La época humanística continuó dedicando al poeta toda la atención de editores y glosadores, pero
no cesaron —aunque de forma esporádica—, como advertíamos más arriba, las voces de
incomprensión o de abierta censura, entre los estudiosos, ante la producción satírica de Persio.

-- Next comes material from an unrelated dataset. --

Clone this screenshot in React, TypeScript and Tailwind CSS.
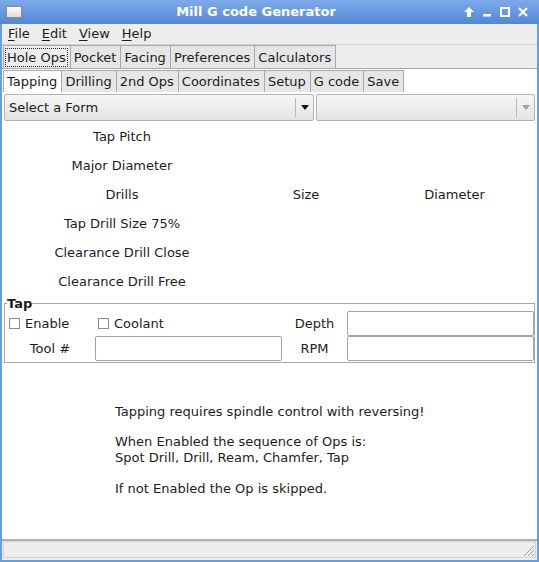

Contra la irrupción, a veces desabrida y brutal, de tales detractores se levantaron los disidentes,
entre los cuales sobresalió el que más derecho tenía de asumir la defensa de Persio por haber sido,
después de los antiguos escoliastas, el que más que nadie contribuyó a explorar y esclarecer la
mentalidad del poeta: el humanista suizo Isaac Casaubon (1559-1614). Éste, al admitir que Persio
ensombreció deliberadamente, una y otra vez, su pensamiento, se anticipaba al juicio de los críticos
modernos ante el fenómeno de la poesía hermética. No siempre son suficientes la nitidez o la
cordura para explicar la obscuridad: los temas más inocentes, como acontece en Persio, pueden ser
víctimas del mismo conflicto. Las modernas ediciones comentadas de Persio y la abundancia de
ensayos, artículos y monografías que se han dedicado al satírico12 no olvidan las sabias directrices
de Casaubon, sin dejar de reconocer las frecuentes ambigüedades que presenta su estilo: tampoco
escasean éstas en el mismo Virgilio. Sólo los poetas mediocres no suscitan discusiones ni necesitan
intérpretes.
MIQUEL DOLÇ
10 QUINTILIANO, X 1 , 94; cf. XII 10, 26
11 MARCIAL, IV 29, 7-8.
12 Véanse en la Bibliografía los principales títulos.